The bank in question is not concerned with buying or selling of goods or even with the reason and cause as to why the card was swiped. It is not bothered or concerned with the quality, price, nature, quantum etc., of goods bought/ sold. The bank merely provides banking services in the form of payment and, subsequently, collects the payment. The amount punched in the swiping machine is credited to the account of the retailer by the acquiring bank, i.e. HDFC in this case, after retaining a small portion of the same as their charges. The banking services cannot be covered and treated as services rendered by an agent for the principal during the course of buying or selling of goods as the banker does not render any service in the nature of agency.”
4. In view of the decision of the Delhi High Court in JDS Apparels P. Ltd., (supra), we do not find that Tribunal has committed any error. No question of law arises.”

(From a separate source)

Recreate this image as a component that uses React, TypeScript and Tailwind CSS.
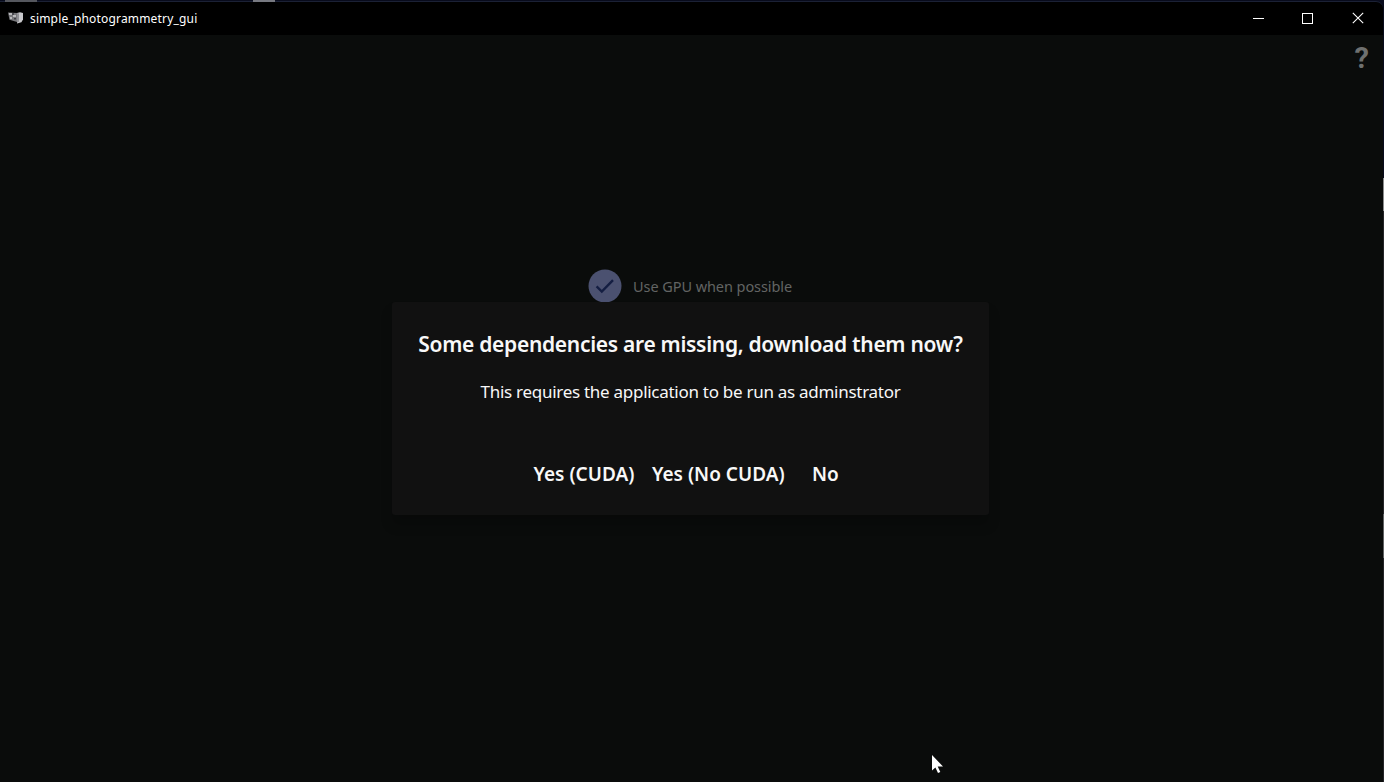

5. The issue is similar in the present Appeal. The High Court, having considered such an issue at length and having dismissed the Revenue’s Appeal relying upon a recent Judgment, though of another High Court, we do not find it necessary to admit the present Appeal. In effect, the High Court was in respectful agreement with the view of the Delhi High Court in case of JDS Apparels (supra). In the case of JDS Apparels (supra), a Division Bench of Delhi High Court had occasion to consider such an issue. In such decision, the High Court has come to the conclusion that the amount retained by the bank for the fees charged for having rendered banking services, which cannot be treated as a commission or a brokerage paid in course of use of banking service by a person acting on behalf of another for buying or selling goods.
6. We do not find any question of law arising. The Income Tax Appeal stands dismissed.